While these findings do not directly address broader questions of “made-up” news sites’ ability to influence opinion among certain parts of the public, or the larger impact of the ease of publishing and promoting content on the web, they do help put the role of these types of entities and the implications of this environment into some perspective.

  1. Foreign/non-English sites are those based outside the U.S. or Europe or that primarily publish in a language other than English.
  2. The Politifact, BuzzFeed and FactCheck.org lists were selected because they met the criteria of having staff from these organizations directly evaluate the content of each website included rather than compiling them from other existing lists. Additionally, these lists were cited in media reports as reputable sources of information or were part of fact checking initiatives, such as the Facebook fake news initiative.

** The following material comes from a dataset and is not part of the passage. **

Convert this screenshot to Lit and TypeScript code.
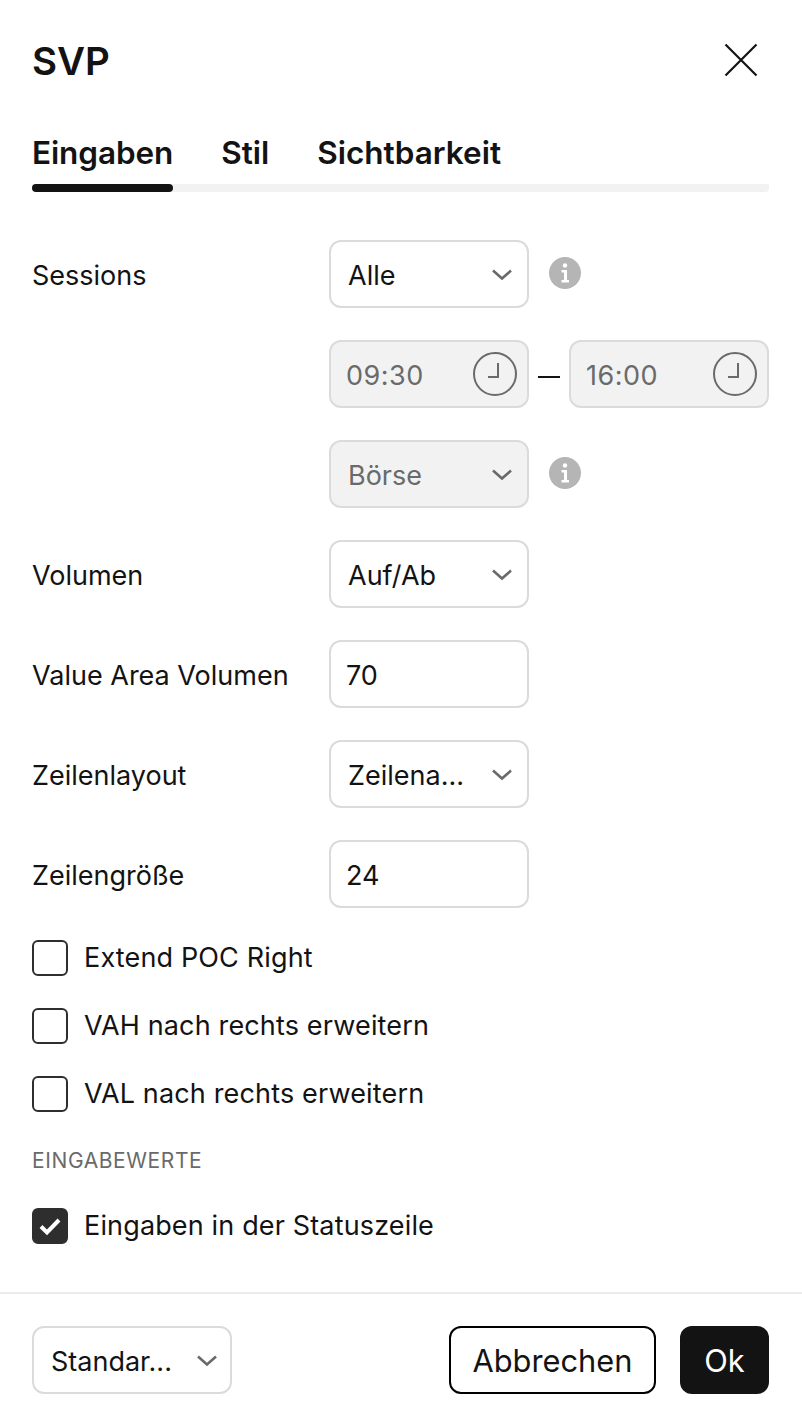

  3. Researchers followed links from content delivery mechanisms like link shorteners and coded the destination site appropriately if the link was still active when analysis was conducted in summer 2017; those that are no longer active are included in the content delivery tools grouping under the Other Sites category.
  4. Specifically, researchers reduced links to their domain names and consolidated links from the same domain. For example, both www.cnn.com and edition.cnn.com were combined into cnn.com.